* _RECORDS_
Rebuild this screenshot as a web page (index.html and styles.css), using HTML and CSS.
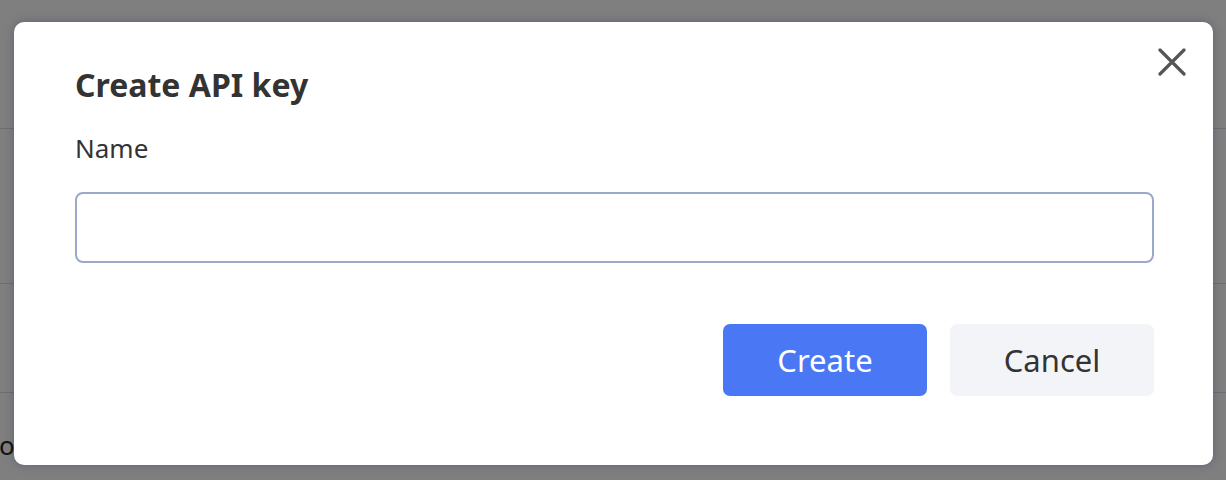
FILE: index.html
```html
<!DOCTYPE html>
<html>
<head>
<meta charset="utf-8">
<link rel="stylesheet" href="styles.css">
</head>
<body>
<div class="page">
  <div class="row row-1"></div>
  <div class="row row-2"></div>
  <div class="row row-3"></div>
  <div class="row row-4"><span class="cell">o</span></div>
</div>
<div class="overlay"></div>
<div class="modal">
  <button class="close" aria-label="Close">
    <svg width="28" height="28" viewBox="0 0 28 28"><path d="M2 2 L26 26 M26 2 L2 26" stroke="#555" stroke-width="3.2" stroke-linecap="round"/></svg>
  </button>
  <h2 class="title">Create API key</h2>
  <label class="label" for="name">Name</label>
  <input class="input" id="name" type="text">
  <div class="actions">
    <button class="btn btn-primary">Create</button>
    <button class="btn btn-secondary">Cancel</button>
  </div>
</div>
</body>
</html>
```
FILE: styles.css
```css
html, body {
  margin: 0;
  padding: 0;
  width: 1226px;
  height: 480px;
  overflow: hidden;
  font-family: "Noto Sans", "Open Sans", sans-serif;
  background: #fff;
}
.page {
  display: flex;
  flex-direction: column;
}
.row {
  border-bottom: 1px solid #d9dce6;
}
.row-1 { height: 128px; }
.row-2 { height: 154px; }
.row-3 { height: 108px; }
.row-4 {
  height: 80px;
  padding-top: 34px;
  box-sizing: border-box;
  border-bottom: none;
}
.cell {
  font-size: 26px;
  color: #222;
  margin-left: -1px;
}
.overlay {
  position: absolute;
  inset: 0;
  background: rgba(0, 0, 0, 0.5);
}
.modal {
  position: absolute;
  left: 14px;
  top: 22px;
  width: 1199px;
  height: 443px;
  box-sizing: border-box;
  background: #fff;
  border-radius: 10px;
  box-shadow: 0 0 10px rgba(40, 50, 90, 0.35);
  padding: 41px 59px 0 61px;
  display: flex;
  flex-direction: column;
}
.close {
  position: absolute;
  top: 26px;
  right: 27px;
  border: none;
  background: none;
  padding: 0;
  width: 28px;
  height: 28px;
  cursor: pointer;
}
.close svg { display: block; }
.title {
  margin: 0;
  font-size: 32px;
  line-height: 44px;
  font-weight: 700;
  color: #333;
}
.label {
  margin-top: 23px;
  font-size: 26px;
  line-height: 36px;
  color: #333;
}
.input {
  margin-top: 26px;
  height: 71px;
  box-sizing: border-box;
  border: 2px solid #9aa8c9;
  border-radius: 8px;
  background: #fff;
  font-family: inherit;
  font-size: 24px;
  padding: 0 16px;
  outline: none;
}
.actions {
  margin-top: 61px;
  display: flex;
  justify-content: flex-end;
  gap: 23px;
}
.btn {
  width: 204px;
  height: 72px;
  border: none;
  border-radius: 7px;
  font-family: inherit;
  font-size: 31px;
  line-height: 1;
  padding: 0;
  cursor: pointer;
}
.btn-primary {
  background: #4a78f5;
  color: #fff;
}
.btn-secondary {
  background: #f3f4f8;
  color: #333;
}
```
...
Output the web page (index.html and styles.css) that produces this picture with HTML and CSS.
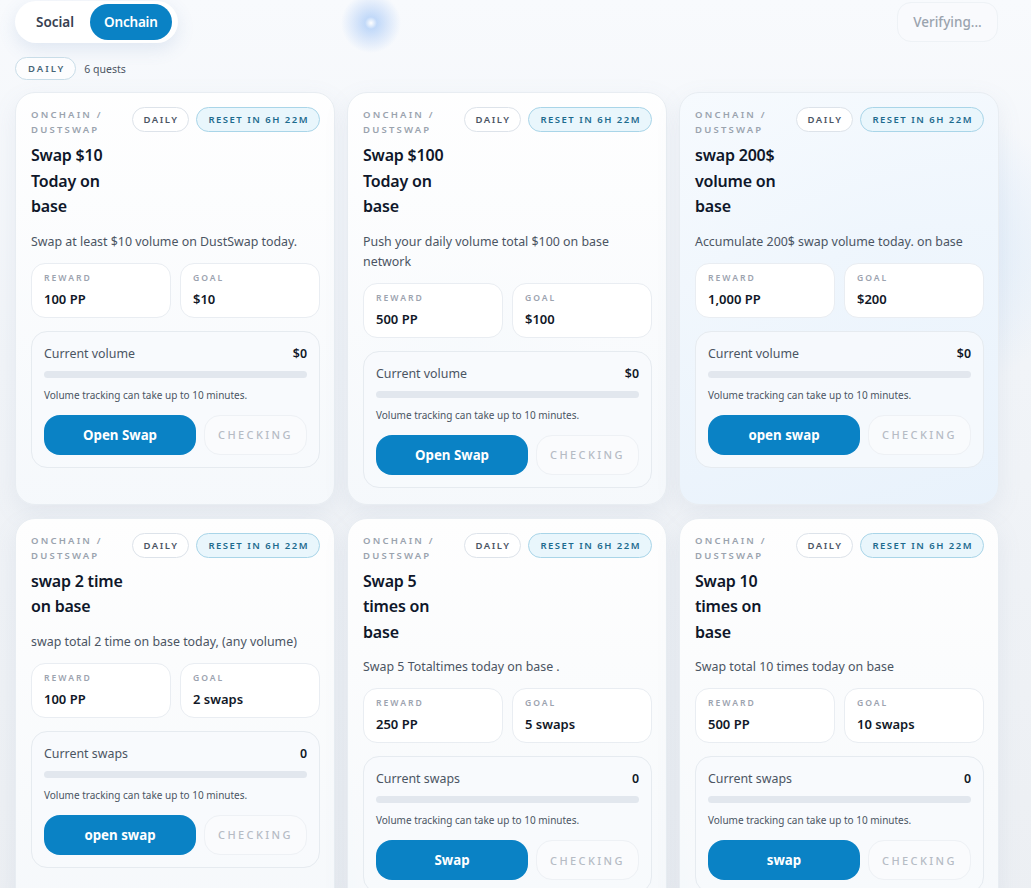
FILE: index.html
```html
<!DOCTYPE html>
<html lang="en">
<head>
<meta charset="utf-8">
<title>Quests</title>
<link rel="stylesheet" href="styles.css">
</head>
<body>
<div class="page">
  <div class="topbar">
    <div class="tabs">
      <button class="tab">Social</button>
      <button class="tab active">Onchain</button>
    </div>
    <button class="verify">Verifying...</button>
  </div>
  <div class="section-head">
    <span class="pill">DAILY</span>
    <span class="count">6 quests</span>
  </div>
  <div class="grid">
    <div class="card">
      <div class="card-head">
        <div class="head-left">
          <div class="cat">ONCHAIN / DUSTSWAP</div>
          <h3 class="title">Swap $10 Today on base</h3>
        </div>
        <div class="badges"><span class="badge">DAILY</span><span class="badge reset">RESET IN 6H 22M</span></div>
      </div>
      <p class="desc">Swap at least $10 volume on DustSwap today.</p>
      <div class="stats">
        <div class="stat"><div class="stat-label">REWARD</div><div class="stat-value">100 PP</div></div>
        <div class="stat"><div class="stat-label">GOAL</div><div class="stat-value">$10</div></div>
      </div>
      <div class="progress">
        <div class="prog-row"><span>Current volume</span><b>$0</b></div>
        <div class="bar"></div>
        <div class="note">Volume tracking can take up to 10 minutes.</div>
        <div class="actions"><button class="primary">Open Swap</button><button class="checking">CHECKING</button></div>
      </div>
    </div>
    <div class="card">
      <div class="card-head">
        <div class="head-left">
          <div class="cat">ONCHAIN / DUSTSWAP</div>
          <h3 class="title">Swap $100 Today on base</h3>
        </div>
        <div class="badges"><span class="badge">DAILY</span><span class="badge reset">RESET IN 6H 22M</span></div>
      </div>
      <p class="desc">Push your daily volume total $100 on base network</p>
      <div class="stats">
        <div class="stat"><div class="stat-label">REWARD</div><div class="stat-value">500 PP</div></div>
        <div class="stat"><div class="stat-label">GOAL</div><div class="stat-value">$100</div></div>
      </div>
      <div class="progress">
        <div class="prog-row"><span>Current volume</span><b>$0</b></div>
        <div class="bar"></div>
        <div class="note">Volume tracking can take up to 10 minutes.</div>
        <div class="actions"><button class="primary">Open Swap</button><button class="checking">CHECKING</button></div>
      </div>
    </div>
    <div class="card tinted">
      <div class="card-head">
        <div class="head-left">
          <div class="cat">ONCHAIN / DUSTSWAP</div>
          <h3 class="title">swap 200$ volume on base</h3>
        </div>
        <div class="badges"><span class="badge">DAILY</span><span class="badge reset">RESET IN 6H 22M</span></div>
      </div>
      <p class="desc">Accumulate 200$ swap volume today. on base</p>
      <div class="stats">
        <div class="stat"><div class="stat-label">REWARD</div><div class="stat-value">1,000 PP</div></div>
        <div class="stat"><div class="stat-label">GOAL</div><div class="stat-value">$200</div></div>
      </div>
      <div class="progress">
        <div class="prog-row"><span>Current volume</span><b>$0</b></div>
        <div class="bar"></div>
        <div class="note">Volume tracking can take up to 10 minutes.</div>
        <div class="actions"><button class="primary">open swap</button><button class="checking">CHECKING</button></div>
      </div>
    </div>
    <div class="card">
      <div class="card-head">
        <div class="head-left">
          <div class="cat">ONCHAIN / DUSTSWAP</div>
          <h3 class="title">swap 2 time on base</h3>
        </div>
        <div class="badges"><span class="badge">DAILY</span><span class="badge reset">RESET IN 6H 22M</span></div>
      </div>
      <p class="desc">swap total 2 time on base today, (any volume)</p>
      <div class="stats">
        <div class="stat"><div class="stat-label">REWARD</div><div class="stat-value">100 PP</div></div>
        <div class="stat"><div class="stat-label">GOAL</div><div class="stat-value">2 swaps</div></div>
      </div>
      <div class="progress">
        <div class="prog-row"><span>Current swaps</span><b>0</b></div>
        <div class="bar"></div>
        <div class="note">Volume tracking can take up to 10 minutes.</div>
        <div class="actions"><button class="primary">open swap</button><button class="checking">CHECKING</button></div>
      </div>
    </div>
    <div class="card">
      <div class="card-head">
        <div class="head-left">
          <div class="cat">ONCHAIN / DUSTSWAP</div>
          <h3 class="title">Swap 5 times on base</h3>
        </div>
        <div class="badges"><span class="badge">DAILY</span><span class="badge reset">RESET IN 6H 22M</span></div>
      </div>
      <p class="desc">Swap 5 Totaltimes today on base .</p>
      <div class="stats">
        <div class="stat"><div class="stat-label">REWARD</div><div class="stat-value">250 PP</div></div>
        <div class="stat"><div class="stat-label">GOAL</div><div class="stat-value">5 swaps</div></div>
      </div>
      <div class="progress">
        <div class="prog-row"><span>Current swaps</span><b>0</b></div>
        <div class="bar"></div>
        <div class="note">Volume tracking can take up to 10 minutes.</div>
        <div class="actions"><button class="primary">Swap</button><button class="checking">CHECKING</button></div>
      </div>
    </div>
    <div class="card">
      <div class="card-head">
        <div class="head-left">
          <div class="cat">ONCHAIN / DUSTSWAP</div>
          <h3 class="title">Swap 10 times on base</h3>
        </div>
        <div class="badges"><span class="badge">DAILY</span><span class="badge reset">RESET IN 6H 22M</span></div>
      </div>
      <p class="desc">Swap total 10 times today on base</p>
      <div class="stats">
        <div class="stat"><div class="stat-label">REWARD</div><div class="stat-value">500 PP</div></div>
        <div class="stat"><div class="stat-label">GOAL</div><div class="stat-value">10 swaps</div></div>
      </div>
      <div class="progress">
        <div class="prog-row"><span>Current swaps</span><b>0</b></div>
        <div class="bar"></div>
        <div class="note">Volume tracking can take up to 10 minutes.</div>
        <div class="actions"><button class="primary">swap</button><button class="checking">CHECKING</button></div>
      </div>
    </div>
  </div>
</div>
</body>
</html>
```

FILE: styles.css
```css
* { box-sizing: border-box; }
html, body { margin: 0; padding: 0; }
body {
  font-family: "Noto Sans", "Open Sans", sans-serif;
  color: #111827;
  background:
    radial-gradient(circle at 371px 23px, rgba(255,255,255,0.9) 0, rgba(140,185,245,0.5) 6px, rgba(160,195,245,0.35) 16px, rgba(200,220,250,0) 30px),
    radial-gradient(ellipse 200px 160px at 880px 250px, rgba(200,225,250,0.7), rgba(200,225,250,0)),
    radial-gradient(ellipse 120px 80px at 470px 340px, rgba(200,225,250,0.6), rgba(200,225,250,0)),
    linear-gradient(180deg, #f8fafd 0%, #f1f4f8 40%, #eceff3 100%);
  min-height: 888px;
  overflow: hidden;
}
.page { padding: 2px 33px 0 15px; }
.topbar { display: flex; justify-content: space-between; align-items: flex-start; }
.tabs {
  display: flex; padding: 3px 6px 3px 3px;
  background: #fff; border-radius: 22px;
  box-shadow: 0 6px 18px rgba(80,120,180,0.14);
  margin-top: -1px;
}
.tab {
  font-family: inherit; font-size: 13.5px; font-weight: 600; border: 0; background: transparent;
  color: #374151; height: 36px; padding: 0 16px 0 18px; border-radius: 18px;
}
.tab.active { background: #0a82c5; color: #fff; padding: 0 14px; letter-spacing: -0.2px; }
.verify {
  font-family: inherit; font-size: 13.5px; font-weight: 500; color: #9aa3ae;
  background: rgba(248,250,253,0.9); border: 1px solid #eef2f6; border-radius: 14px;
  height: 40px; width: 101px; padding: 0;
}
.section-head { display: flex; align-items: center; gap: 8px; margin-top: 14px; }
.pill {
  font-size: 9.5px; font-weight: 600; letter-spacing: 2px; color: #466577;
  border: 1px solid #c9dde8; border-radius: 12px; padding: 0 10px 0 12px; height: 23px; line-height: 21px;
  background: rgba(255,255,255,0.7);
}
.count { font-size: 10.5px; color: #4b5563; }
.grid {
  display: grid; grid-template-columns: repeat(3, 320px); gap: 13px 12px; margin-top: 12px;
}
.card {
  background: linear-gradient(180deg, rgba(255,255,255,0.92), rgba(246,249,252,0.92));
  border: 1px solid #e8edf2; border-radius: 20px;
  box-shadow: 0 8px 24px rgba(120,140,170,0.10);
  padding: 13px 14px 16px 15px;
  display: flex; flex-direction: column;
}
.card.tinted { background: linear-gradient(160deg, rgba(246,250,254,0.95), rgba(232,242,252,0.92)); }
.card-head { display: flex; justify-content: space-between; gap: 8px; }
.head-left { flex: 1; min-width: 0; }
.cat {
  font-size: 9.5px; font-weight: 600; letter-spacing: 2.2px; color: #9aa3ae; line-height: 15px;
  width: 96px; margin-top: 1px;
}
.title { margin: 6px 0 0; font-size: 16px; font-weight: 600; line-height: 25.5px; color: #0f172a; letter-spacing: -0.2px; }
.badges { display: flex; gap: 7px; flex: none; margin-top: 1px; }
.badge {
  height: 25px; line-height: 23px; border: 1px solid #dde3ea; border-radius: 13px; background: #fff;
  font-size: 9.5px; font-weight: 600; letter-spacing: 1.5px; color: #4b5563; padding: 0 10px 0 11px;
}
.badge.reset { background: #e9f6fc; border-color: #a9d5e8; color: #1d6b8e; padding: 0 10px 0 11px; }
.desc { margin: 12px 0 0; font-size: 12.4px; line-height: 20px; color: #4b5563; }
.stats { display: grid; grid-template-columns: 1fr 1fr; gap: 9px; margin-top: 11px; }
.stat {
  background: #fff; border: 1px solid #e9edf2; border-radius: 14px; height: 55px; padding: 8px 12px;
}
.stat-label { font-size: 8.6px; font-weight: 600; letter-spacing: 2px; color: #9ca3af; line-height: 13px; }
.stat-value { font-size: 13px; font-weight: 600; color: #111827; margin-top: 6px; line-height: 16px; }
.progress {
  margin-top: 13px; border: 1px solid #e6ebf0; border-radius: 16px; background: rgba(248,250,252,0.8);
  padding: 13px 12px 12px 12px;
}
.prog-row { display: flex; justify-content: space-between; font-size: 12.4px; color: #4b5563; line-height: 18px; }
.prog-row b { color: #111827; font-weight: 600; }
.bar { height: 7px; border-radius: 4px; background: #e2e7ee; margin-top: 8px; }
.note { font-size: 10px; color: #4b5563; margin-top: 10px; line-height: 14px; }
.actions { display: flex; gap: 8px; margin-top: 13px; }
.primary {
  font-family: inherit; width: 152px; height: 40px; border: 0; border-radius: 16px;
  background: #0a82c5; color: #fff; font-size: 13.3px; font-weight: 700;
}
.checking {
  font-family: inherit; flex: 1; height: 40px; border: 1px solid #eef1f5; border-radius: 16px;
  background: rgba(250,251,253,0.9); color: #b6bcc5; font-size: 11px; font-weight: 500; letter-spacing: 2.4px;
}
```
---
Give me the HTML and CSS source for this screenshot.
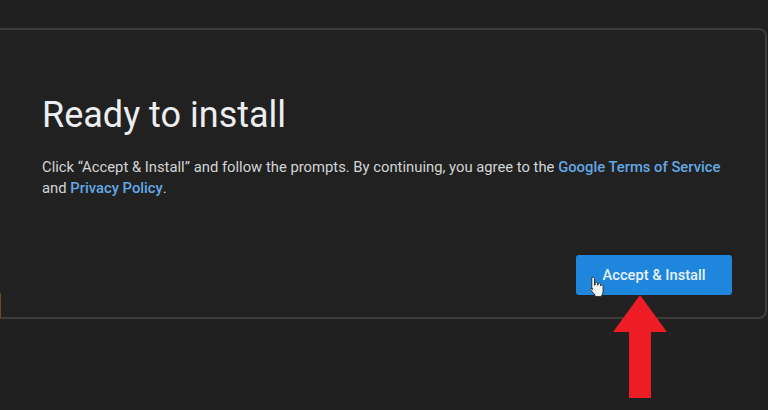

* _WORK INSTRUCTIONS_
In the listing, find each line with the string "this" and copy it.

* _EXERCISE RESULT_
Rebuild this screenshot as a web page (index.html and styles.css), using HTML and CSS.
Output the web page (index.html and styles.css) that produces this picture with HTML and CSS.
Give me the HTML and CSS source for this screenshot.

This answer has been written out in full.